**** Exercise input ****

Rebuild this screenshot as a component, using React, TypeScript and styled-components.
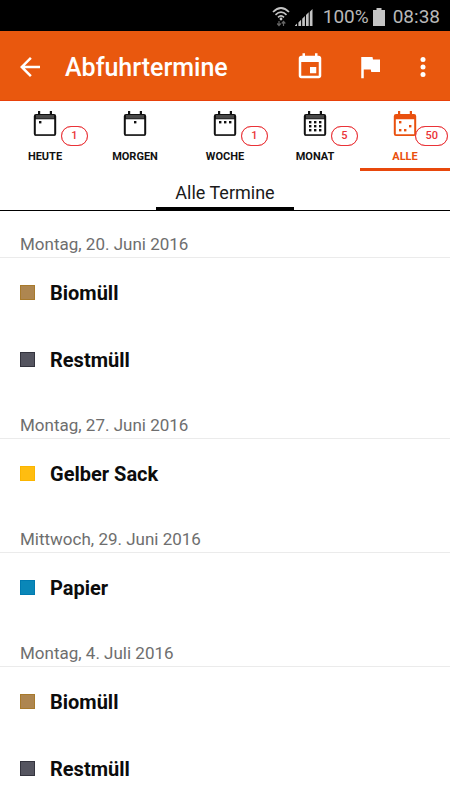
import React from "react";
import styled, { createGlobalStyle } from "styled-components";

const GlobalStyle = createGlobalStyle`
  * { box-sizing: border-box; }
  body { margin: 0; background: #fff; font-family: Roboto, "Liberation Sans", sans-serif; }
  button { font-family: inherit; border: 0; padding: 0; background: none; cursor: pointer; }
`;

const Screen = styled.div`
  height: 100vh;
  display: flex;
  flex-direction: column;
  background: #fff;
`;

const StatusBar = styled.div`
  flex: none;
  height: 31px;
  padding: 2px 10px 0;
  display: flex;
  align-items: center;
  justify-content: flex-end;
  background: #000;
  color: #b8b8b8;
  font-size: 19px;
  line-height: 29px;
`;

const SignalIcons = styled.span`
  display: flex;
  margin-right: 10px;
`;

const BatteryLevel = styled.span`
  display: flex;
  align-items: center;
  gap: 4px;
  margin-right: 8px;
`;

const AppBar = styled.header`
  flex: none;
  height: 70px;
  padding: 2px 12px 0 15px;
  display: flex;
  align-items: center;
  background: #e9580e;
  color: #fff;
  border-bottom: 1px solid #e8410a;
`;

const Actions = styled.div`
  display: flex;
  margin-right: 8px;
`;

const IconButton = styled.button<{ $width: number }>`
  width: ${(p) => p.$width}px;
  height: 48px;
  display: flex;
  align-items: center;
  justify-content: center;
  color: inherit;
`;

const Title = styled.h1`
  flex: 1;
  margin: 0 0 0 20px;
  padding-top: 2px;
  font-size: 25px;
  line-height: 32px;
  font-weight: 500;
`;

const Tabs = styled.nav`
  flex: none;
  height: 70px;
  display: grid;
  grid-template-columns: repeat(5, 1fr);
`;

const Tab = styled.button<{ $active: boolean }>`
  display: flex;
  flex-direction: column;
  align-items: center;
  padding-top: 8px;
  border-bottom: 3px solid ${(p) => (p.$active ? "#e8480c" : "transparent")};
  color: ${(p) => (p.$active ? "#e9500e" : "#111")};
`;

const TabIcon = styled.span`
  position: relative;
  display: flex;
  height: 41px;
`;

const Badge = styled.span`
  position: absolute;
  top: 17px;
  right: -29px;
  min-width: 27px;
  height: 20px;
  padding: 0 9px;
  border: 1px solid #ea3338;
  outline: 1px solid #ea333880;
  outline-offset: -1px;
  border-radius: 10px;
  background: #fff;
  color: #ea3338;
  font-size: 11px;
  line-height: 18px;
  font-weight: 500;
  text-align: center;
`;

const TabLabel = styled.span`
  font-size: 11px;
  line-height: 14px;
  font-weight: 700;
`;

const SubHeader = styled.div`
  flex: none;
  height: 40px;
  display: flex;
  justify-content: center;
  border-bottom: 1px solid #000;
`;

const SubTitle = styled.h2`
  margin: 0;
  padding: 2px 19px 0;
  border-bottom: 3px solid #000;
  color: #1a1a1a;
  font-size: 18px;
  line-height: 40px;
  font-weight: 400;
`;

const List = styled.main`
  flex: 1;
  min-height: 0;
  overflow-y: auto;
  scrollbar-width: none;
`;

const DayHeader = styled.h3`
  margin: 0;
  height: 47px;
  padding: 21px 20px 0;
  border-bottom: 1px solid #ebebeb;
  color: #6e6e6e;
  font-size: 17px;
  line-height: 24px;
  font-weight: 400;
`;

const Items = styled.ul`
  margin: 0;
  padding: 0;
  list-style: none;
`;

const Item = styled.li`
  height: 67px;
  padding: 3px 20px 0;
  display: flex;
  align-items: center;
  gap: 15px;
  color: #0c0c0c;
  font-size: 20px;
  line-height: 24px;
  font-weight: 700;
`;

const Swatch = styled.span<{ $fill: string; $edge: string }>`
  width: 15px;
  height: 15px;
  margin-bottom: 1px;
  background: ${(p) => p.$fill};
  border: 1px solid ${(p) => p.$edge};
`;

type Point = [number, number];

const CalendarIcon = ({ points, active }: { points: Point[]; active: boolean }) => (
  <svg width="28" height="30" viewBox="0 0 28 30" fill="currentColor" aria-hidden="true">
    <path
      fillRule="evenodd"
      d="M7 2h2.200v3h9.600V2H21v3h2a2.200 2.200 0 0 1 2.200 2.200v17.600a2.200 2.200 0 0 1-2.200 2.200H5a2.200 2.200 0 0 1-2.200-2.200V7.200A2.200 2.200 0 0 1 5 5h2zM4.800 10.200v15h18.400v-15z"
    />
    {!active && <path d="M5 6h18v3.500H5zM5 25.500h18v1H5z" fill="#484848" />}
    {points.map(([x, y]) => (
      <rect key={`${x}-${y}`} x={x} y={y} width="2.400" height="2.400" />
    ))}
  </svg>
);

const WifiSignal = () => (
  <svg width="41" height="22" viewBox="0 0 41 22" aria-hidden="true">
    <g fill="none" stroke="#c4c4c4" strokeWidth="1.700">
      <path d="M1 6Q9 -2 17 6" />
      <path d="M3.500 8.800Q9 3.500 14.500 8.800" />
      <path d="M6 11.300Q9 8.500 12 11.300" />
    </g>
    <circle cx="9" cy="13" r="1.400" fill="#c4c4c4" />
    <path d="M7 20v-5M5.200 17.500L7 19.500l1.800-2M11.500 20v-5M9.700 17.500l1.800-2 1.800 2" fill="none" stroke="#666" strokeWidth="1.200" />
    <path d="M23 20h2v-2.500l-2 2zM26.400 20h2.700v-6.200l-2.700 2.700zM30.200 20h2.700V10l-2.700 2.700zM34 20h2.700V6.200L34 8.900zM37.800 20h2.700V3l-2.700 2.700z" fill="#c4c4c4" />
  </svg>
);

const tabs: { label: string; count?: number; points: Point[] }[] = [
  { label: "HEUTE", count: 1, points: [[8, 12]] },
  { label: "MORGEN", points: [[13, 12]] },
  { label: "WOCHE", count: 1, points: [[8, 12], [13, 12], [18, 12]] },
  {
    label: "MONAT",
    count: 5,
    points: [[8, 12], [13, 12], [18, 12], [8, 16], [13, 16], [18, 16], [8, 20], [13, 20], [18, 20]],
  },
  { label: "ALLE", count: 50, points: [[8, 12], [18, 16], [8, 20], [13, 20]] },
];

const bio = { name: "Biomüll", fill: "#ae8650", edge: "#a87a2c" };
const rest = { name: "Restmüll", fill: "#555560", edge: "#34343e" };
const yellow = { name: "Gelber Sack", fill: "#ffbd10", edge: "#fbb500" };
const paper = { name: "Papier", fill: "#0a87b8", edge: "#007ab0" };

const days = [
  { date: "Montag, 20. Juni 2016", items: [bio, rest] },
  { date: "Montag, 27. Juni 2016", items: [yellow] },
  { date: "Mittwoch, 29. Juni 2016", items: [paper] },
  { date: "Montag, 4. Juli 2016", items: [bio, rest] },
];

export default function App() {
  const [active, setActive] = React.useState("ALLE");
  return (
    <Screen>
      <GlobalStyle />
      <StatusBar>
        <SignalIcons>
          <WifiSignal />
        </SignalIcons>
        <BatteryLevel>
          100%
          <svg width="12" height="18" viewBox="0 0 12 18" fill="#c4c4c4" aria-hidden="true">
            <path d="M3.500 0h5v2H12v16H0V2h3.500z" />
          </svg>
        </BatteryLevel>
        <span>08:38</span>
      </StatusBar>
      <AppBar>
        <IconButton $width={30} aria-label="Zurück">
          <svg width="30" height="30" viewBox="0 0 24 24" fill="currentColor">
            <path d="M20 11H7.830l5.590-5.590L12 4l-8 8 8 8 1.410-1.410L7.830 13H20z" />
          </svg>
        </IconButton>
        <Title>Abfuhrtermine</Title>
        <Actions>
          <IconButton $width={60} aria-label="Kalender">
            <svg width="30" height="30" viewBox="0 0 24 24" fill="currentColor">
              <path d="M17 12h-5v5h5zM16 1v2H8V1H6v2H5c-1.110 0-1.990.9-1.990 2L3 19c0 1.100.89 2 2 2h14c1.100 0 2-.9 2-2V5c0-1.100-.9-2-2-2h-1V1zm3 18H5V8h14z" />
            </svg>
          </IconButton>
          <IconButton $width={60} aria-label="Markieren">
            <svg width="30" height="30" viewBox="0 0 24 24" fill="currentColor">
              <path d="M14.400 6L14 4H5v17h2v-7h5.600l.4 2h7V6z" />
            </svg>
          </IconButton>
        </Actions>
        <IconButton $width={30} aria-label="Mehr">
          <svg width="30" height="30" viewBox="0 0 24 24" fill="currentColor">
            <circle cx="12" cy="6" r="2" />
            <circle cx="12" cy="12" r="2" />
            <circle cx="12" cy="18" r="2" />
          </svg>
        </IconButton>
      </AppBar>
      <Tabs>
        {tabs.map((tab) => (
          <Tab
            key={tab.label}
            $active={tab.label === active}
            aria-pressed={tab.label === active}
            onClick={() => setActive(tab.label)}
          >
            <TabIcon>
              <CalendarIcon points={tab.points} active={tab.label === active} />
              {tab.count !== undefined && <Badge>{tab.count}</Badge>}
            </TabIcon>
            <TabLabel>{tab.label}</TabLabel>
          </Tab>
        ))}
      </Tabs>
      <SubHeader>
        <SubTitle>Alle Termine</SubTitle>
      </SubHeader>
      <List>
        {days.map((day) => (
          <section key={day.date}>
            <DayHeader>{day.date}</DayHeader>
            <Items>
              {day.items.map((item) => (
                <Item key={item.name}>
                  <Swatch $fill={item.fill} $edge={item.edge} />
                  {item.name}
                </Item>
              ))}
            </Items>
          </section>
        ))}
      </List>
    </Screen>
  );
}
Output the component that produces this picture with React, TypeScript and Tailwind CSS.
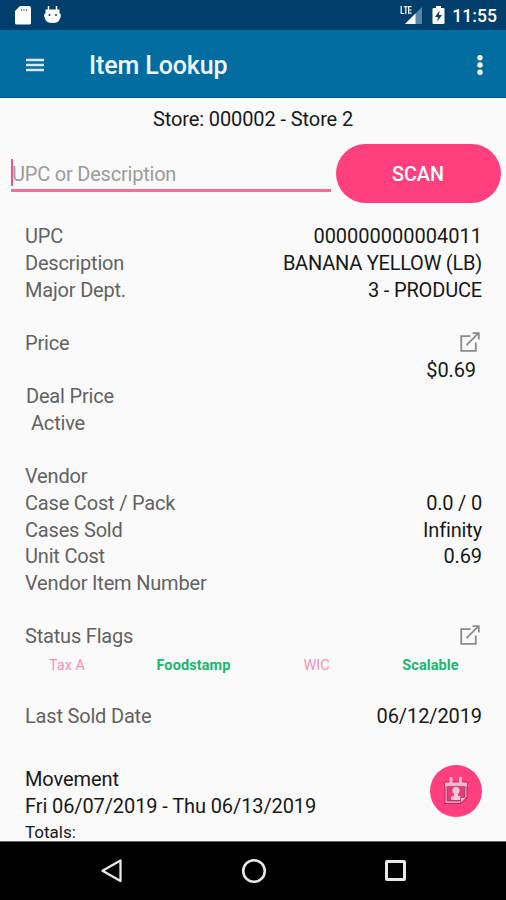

****

Report how many lines of the listing hold the word "components", with nothing but the number.

2